**TO BE DONE**
Single out the lines of the material that contain "components" and copy them.

::: COLLECTED MATERIAL :::

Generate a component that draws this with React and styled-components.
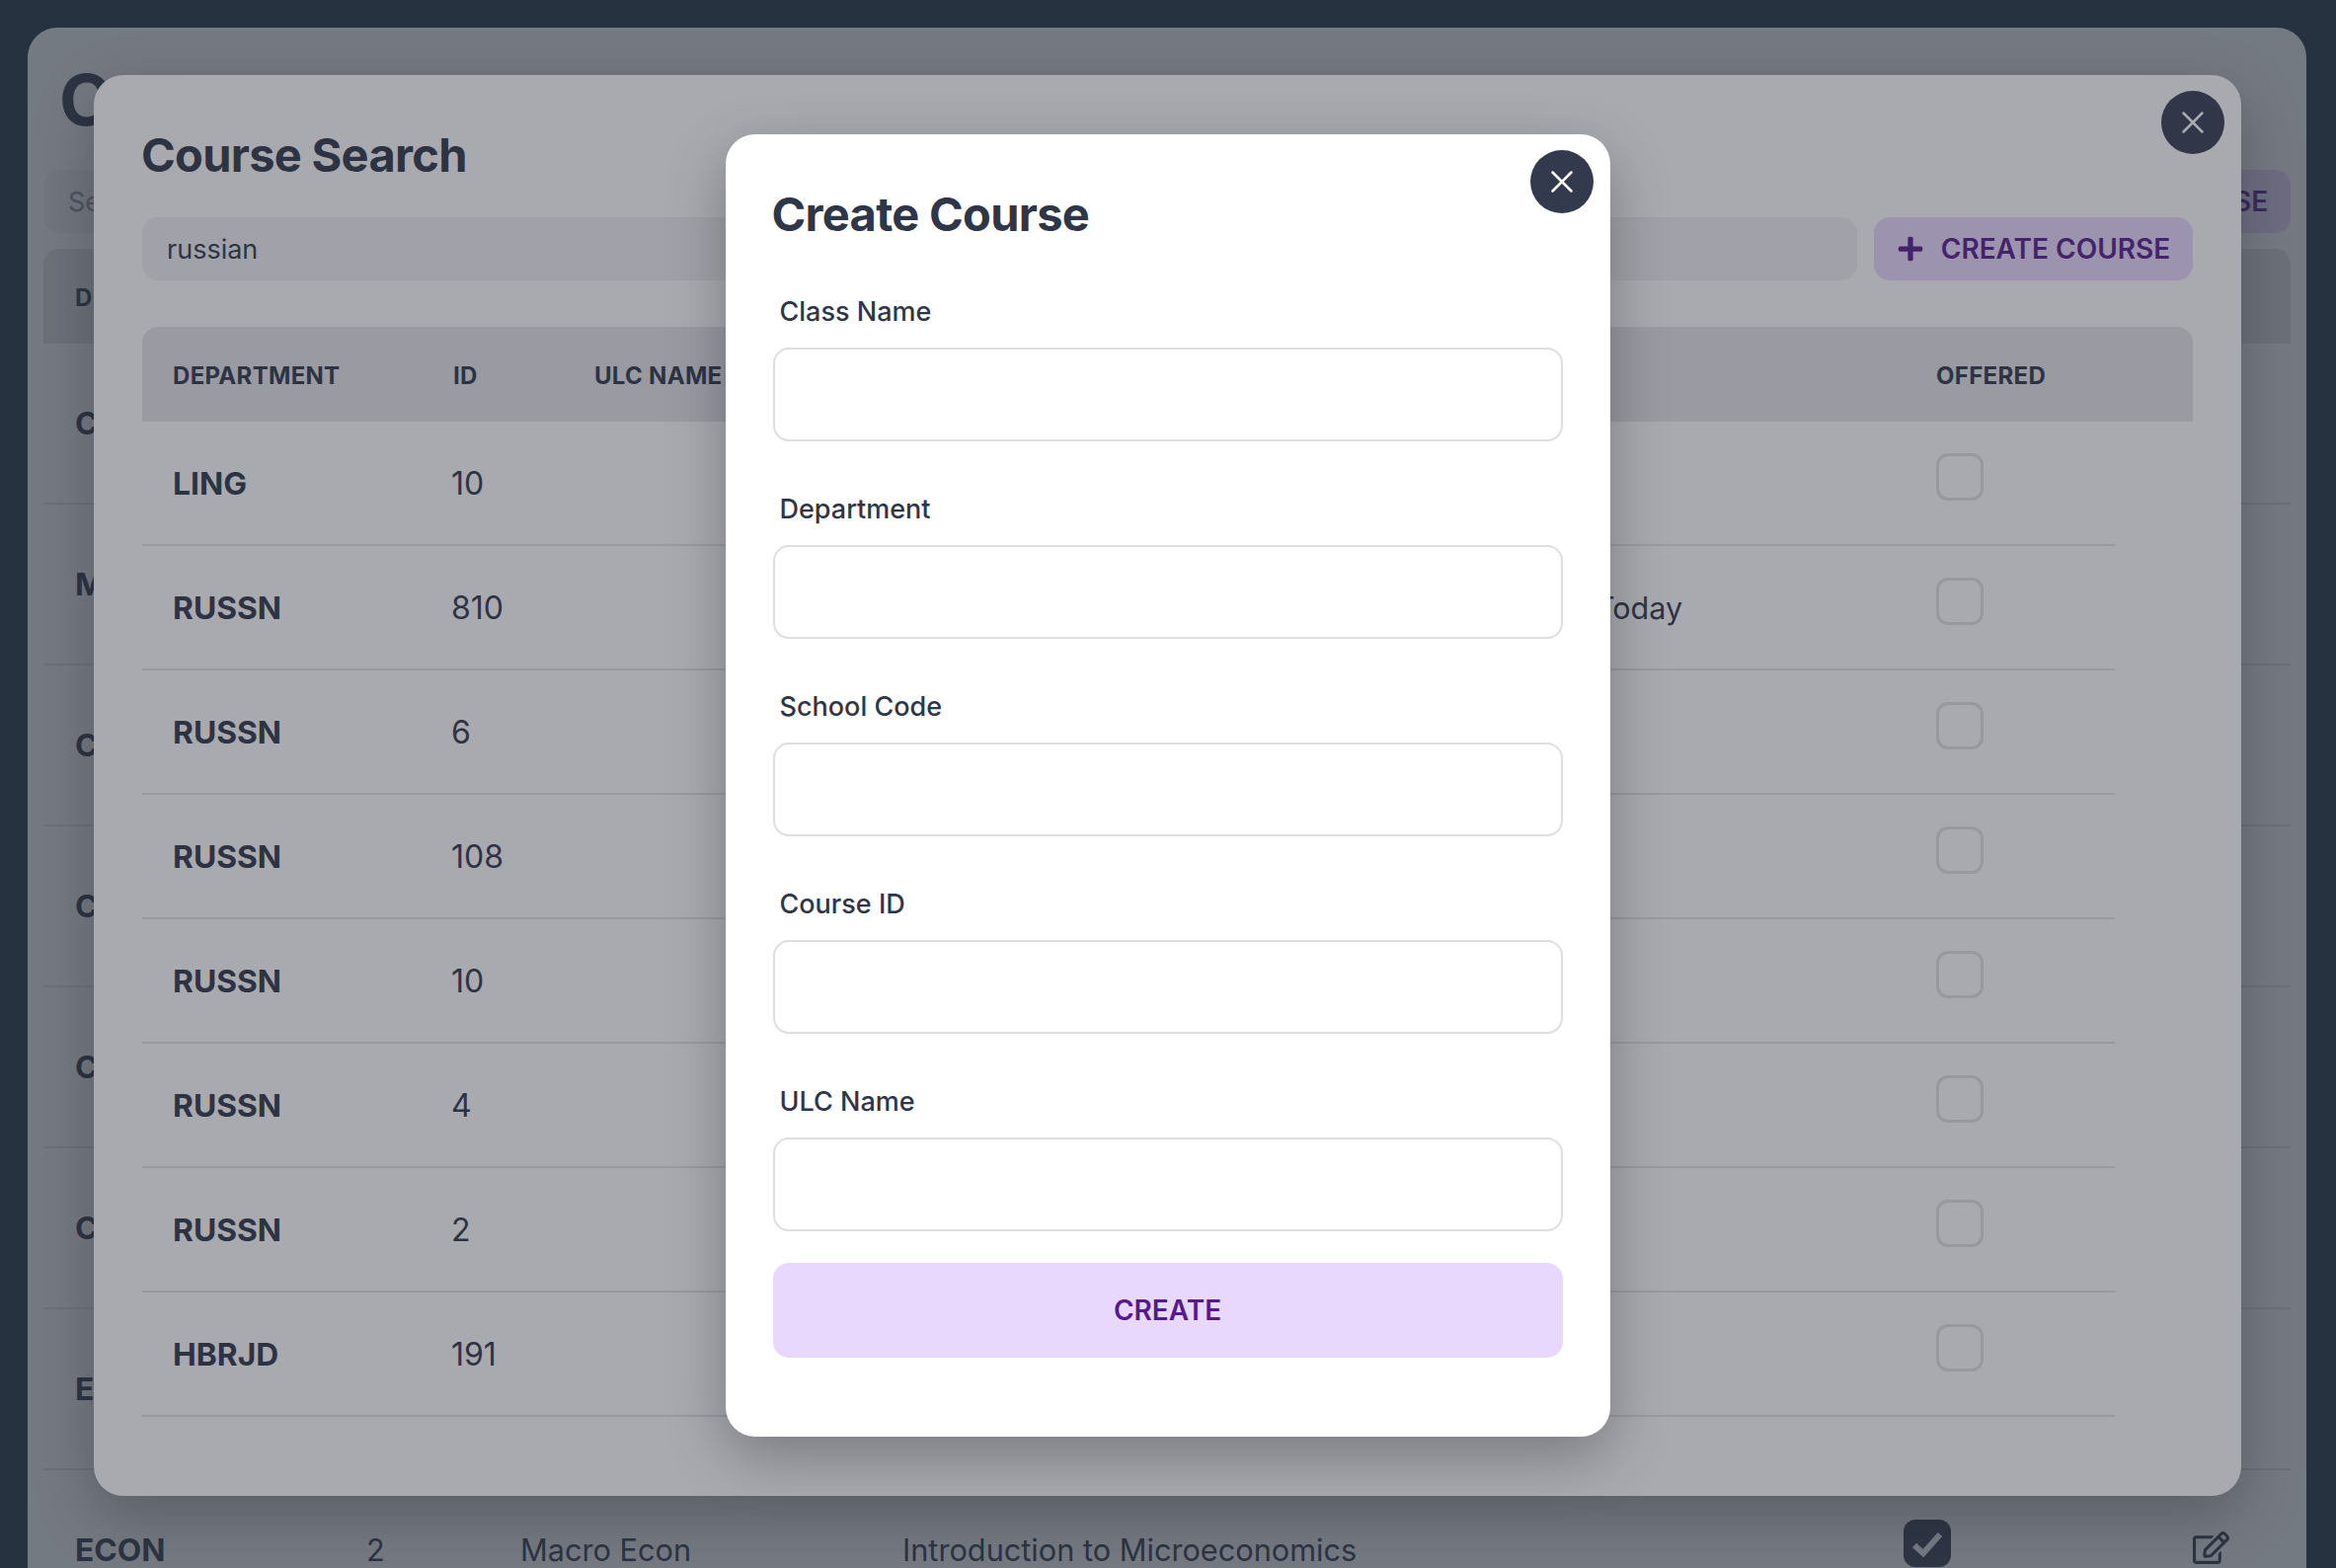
import styled, { createGlobalStyle } from 'styled-components'
import { X } from 'lucide-react'
import { FaPlus, FaRegEdit } from 'react-icons/fa'

const GlobalStyle = createGlobalStyle`
  html, body {
    margin: 0;
    padding: 0;
    background: #1e3041;
  }
  * {
    box-sizing: border-box;
  }
  body, input, button {
    font-family: Inter, "Noto Sans", sans-serif;
  }
`

const Page = styled.div`
  position: relative;
  width: 2366px;
  height: 1588px;
  overflow: hidden;
  padding: 28px 30px 0 28px;
  color: #2f3648;
`

const Panel = styled.main`
  height: 1700px;
  padding: 32px 16px 0;
  background: #fff;
  border-radius: 30px 30px 0 0;
`

const PageTitle = styled.h1`
  margin: 0 0 30px 16px;
  font-size: 72px;
  line-height: 82px;
  font-weight: 700;
`

const Toolbar = styled.div`
  display: flex;
  gap: 17px;
`

const SearchInput = styled.input`
  flex: 1;
  min-width: 0;
  height: 64px;
  padding: 0 25px;
  border: 0;
  border-radius: 16px;
  background: #f1f1f4;
  color: #2f3648;
  font-size: 27px;
  outline: none;

  &::placeholder {
    color: #8b8f99;
    opacity: 1;
  }
`

const CreateButton = styled.button`
  flex: none;
  display: flex;
  align-items: center;
  justify-content: center;
  gap: 17px;
  width: 323px;
  height: 64px;
  padding: 0;
  border: 0;
  border-radius: 16px;
  background: #e9d8fd;
  color: #551a8b;
  font-size: 28px;
  font-weight: 600;
`

const PageHead = styled.div`
  display: grid;
  grid-template-columns: 295px 156px 387px 1014px 1fr;
  align-items: center;
  height: 96px;
  margin-top: 16px;
  padding: 2px 0 0 32px;
  background: #e4e4e7;
  border-radius: 16px 16px 0 0;
  font-size: 24px;
  font-weight: 700;
  letter-spacing: 0.3px;
`

const PageRow = styled.div`
  display: grid;
  grid-template-columns: 295px 156px 387px 1014px 293px 1fr;
  align-items: center;
  height: 163px;
  padding-left: 32px;
  border-bottom: 2px solid #e4e4e6;
  font-size: 30.7px;
`

const Overlay = styled.div`
  position: absolute;
  inset: 0;
  display: flex;
  justify-content: center;
  align-items: flex-start;
  padding: ${(p) => p.$top}px 1px 0 0;
  background: rgba(40, 55, 65, 0.41);
`

const FormOverlay = styled(Overlay)`
  background: rgba(46, 48, 62, 0.41);
`

const Modal = styled.section`
  position: relative;
  width: ${(p) => p.$width}px;
  background: #fff;
  border-radius: 30px;
  box-shadow: 0 20px 60px rgba(0, 0, 0, 0.28);
`

const SearchModal = styled(Modal)`
  padding: 52px 49px 80px;
`

const FormModal = styled(Modal)`
  padding: 52px 48px 80px;
`

const CloseButton = styled.button`
  position: absolute;
  top: 16px;
  right: 17px;
  display: flex;
  align-items: center;
  justify-content: center;
  width: 64px;
  height: 64px;
  padding: 0;
  border: 0;
  border-radius: 50%;
  background: #333a4e;
  color: #fff;
`

const ModalTitle = styled.h2`
  margin: 0 0 34px -1px;
  font-size: 47px;
  line-height: 58px;
  font-weight: 700;
  letter-spacing: -0.7px;
`

const FormTitle = styled(ModalTitle)`
  margin-bottom: 49px;
`

const SearchHead = styled.div`
  display: grid;
  grid-template-columns: 284px 143px 1359px 1fr;
  align-items: center;
  height: 96px;
  margin-top: 47px;
  padding: 2px 0 0 31px;
  background: #e4e4e7;
  border-radius: 16px 16px 0 0;
  font-size: 24px;
  font-weight: 700;
  letter-spacing: 0.3px;
`

const SearchRow = styled.div`
  display: grid;
  grid-template-columns: 284px 143px 1014px 344px 1fr;
  align-items: center;
  width: 1998px;
  height: 126px;
  padding: 1px 0 0 31px;
  border-bottom: 2px solid #e4e4e6;
  font-size: 30.5px;
`

const Dept = styled.span`
  font-size: 31.8px;
  font-weight: 700;
`

const CourseId = styled.span`
  margin-left: -2px;
  font-size: 32px;
`

const Checkbox = styled.span`
  display: block;
  width: 48px;
  height: 48px;
  margin: 0 0 13px 1px;
  border: 3px solid #e0e0e4;
  border-radius: 12px;
`

const CheckedBox = styled.span`
  display: block;
  width: 48px;
  height: 48px;
  margin-bottom: 14px;
  border-radius: 12px;
  background: #333a4e;
  color: #fff;

  svg {
    display: block;
  }
`

const EditIcon = styled(FaRegEdit)`
  margin-bottom: 4px;
  color: #2f3648;
`

const Field = styled.label`
  display: block;
  margin-bottom: 48px;
`

const FieldLabel = styled.span`
  display: block;
  height: 40px;
  margin-bottom: 17px;
  padding: 1px 0 0 7px;
  font-size: 27px;
  line-height: 40px;
  font-weight: 500;
`

const FieldInput = styled.input`
  display: block;
  width: 100%;
  height: 95px;
  padding: 0 24px;
  border: 2.5px solid #dedee0;
  border-radius: 16px;
  background: #fff;
  font-size: 28px;
  outline: none;
`

const SubmitButton = styled.button`
  display: block;
  width: 100%;
  height: 96px;
  margin-top: -16px;
  border: 0;
  border-radius: 16px;
  background: #e9d8fd;
  color: #551a8b;
  font-size: 28px;
  font-weight: 600;
`

const pageRows = ['CS', 'MATH', 'CHEM', 'CS', 'CS', 'CS', 'ECON']

const searchRows = [
  { dept: 'LING', id: '10' },
  { dept: 'RUSSN', id: '810', note: 'Today' },
  { dept: 'RUSSN', id: '6' },
  { dept: 'RUSSN', id: '108' },
  { dept: 'RUSSN', id: '10' },
  { dept: 'RUSSN', id: '4' },
  { dept: 'RUSSN', id: '2' },
  { dept: 'HBRJD', id: '191' },
]

const fields = ['Class Name', 'Department', 'School Code', 'Course ID', 'ULC Name']

const App = () => {
  return (
    <Page>
      <GlobalStyle />
      <Panel>
        <PageTitle>Courses</PageTitle>
        <Toolbar>
          <SearchInput placeholder="Search" readOnly />
          <CreateButton>
            <FaPlus size={28} /> CREATE COURSE
          </CreateButton>
        </Toolbar>
        <PageHead>
          <span>DEPARTMENT</span>
        </PageHead>
        {pageRows.map((dept, i) => (
          <PageRow key={i}>
            <Dept>{dept}</Dept>
          </PageRow>
        ))}
        <PageRow>
          <Dept>ECON</Dept>
          <span>2</span>
          <span>Macro Econ</span>
          <span>Introduction to Microeconomics</span>
          <CheckedBox>
            <svg width="48" height="48" viewBox="0 0 48 48" fill="none">
              <polyline points="11,26 20,34 37,15" stroke="currentColor" strokeWidth="6" />
            </svg>
          </CheckedBox>
          <EditIcon size={37} />
        </PageRow>
      </Panel>

      <Overlay $top={76}>
        <SearchModal $width={2175}>
          <CloseButton>
            <X size={38} strokeWidth={1.6} />
          </CloseButton>
          <ModalTitle>Course Search</ModalTitle>
          <Toolbar>
            <SearchInput defaultValue="russian" readOnly />
            <CreateButton>
              <FaPlus size={28} /> CREATE COURSE
            </CreateButton>
          </Toolbar>
          <SearchHead>
            <span>DEPARTMENT</span>
            <span>ID</span>
            <span>ULC NAME</span>
            <span>OFFERED</span>
          </SearchHead>
          {searchRows.map((row, i) => (
            <SearchRow key={i}>
              <Dept>{row.dept}</Dept>
              <CourseId>{row.id}</CourseId>
              <span />
              <span>{row.note}</span>
              <Checkbox />
            </SearchRow>
          ))}
        </SearchModal>
      </Overlay>

      <FormOverlay $top={136}>
        <FormModal $width={896}>
          <CloseButton>
            <X size={38} strokeWidth={1.6} />
          </CloseButton>
          <FormTitle>Create Course</FormTitle>
          {fields.map((name) => (
            <Field key={name}>
              <FieldLabel>{name}</FieldLabel>
              <FieldInput />
            </Field>
          ))}
          <SubmitButton>CREATE</SubmitButton>
        </FormModal>
      </FormOverlay>
    </Page>
  )
}

export default App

:::

**PROBLEM SOLUTION**
Generate a component that draws this with React and styled-components.
import styled, { createGlobalStyle } from 'styled-components'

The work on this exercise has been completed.